What eeg-s show is that habituation is not simply a psychological process of
"not noticing," but a physiological one in which the constant stimuli
declines gradually (the eeg waves get smaller) until they fail to register
at all.
In the case of the zen monks, a clicking clock was placed in the room while
they did zazen. Its initial clicks registered in their eeg waves. Normal
habituation would have shown declining waves and after 45 secs. or so, no
registering reaction to clicks at all. What eegs of the zen meditators
actually showed was different. Their eeg waves never declined. Even after 45
secs., even after several minutes, their eegs registered a wave reaction as
large as the first, in every way equivalent to the first time they heard it.
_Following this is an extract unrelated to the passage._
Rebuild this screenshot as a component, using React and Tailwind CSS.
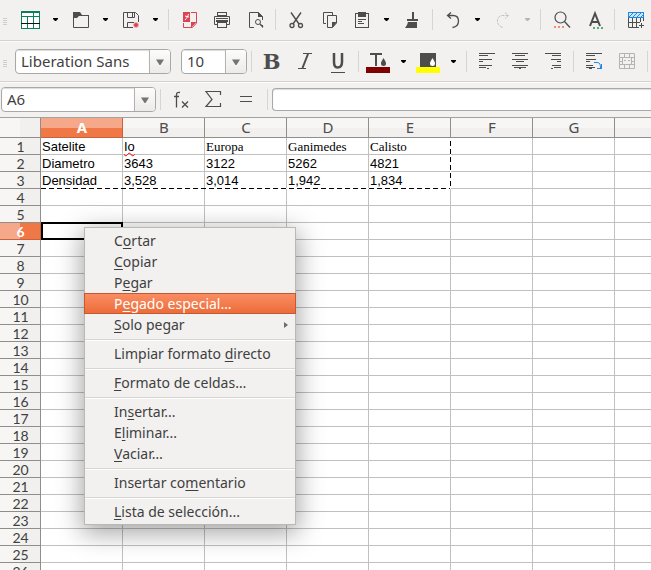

In other words, they were NOT habituating to it, but hearing it fully as if
for the first time, each time. New-agey types like Erik will call that being
in the moment. We usually habituate because constant attention to the same
is (1) annoying and (2) distracting from other, more important tasks to
which one can turn one's attention. The eeg-s also showed that the zen
meditators did not become aggrevated or annoyed by the clicking. They heard
it and let it go. Did it distract them from other things they might be
considering during zazen? That you would have to ask them.
Even if one could have solicited explanations from the hindu and zen
practitioners about their meditation, the stark contrast, and the degree to
which their claims were justified would not have been as clearly established
as by these simple scientific experiments, reported long ago by the same
Charles Tart recently mentioned by Franz.